To that end, we have worked on the follow updates:
- Eliminated credit committee approval to be able to issue term sheets to borrowers;
- Reduced the size of our credit committee and streamlined approvals for lower-dollar loans;
- Moved away from issuing commitment letters upon loan approval, and switched to issuing approval letters that are less of a legal document and more of a summary of terms. The reasoning behind this is that we want to avoid putting borrowers in a position where they have to make legal decisions prior to engaging legal counsel, and we also want to streamline our process to close loans more quickly.
Pivoting to Achieve Financial Equity for Our Communities
The changes above are only a starting point. We are committed to adapting to the needs of our borrowers by adding new products and continuing to evolve our credit guidelines in a way that meets the needs of our borrowers. In addition, we are building out a more robust network of technical assistance for our borrowers that ultimately reduces credit risk to both the borrower and the lender.

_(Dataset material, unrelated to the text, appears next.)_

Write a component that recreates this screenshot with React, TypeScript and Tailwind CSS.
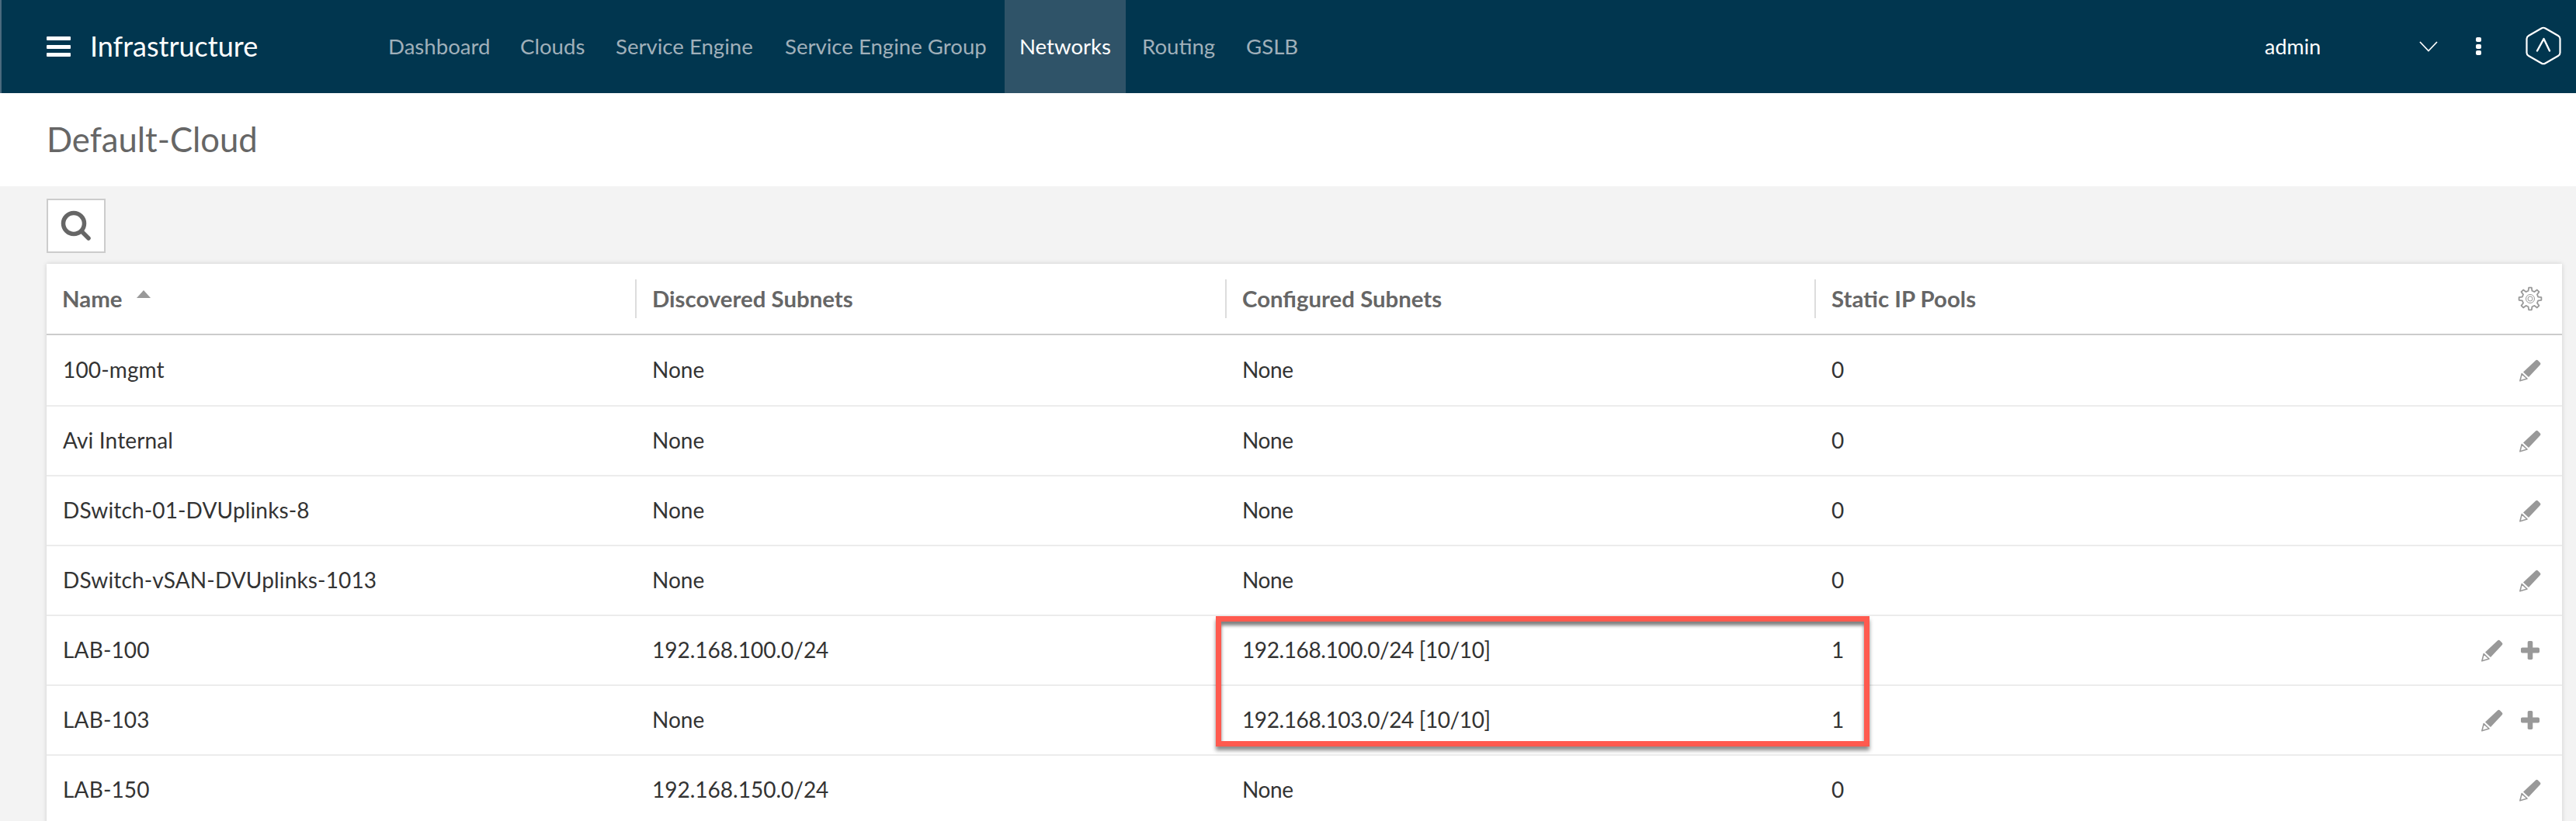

One great example of that is our Equitable Development Initiative (EDI). Through EDI, we aim to provide capacity building in the form of training, mentorship, access to technical assistance, and predevelopment grants (where/when available) to developers of color, so as to enable them to succeed in projects appropriate to their levels of expertise.
We are continuing to think through how we can fold equity into our credit guidelines to transform how capital and investments flow into communities. We are excited to share more about our journey as we grow and evolve to serve communities.